By its absurdity, religion acts as a grain of sand in the believer’s mind. Rather than offering joy, it seems to take away every available comfort: sex, drugs, money, power – even food and water on occasion! This agitation forces the individual to chew on the problem and struggle to resolve the dilemma in his heart. How can these two worlds be reconciled? If religion is the cause of peace and amity, it must ultimately make peace even with the mortal life it seems to reject.

As a believer ponders these issues and how they never really make sense, a pearl of wisdom begins to form, slowly, as the result of combating this agitation of mind and heart. The purpose in commanding us to act like a lover is not an imitation of the lover’s acts, but for hearts to ponder until they discover the Path leading to resolution.

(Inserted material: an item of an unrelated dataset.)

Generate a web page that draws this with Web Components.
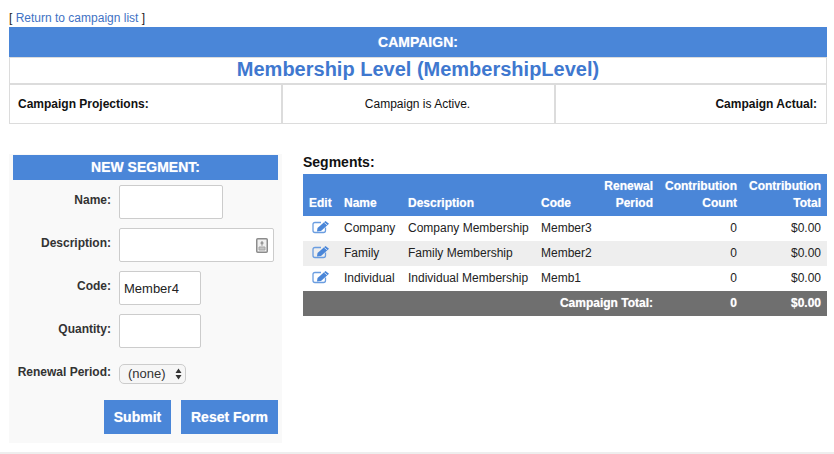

For example, with fasting the natural question is, “Why fast?” For the majority it is a battle of wills, pitting commitment against the demands of the body. In this, success is measured by the dominance of the will and suppression of natural instinct. Love is nowhere in evidence, except for the kind of love that drives such commitment.

Because a battle of wills indicates an internal war, and since the promise of religion is lasting peace, the believer is faced with a contradiction: How can war lead to peace? The question gnaws at the edges of thought, seeking a heart-satisfying answer. The common response is that the intended peace comes later, after the war is won. This delays the question – yet the dilemma remains, and again and again the heart returns to it. In order that the question be faced by everyone, the deeds of religion are compulsory, even adamant. It is critical for everyone to wrestle with this issue if the soul is to come alive.

Ultimately, this problem cannot be conquered by the mind. There are no sane answers to give. The mind is not meant to be satisfied – rather the sleeper awakened! His agitation pushes him and compels him, until finally he must admit that the answer lies beyond him. As one thinker wrote, “I believe because it is absurd.” Yet even this is no answer, merely an acceptance of the contradiction. Further one must go, penetrating the heart of religion’s mysterious absurdity. There must be a way for peace to replace war – or else its promises are false.

Finally, the seeker admits defeat and turns to God, leaving the question to better minds but still perplexed in his heart. It eats at his notions of sanity. This is when, perhaps, he will look to insanity for answers. If fasting cannot make sense to a normal mind, what sort of mind will grasp it? For what mind does the command lead to peace and not internal strife? The questioner weighs each alternative: madness, rebellion, solitude, destruction – until perhaps he hits a vein. The wild heart of the lover. Even in the believer’s own life, in childhood, examples can be found of a spontaneous, unconscious and peaceful fasting: Whenever there is love for something, or a deep interest, food and drink are completely forgotten. Who hasn’t skipped a meal or two when intensely occupied?

This sort of mind, the condition of a lover, makes perfect sense of fasting. Thus the truth of religious observances can be found only in the experience of falling in love with God. Then fasting becomes not only natural and automatic, but unnoticed. Furthermore, by this “grain of sand”, the believer possesses a sure litmus to measure his love by, which cannot be considered complete until his conflicts with religion have ceased and the long-promised day of peace is reached. Then his love transports him and he makes his dwelling-place “in the shadow of the Essence,” which is to say, in the Kingdom of God.

When the grain becomes a pearl, when his torment ceases, when the outward is a natural expression of the inward, then the sense of religion becomes clear. It exists as a spiritual challenge, saying to the soul: “Conquer my mystery; untie the knot of my difficulties; put to rest this engine of war in your breast.” Then it becomes the springboard by which we leap into the Unknown.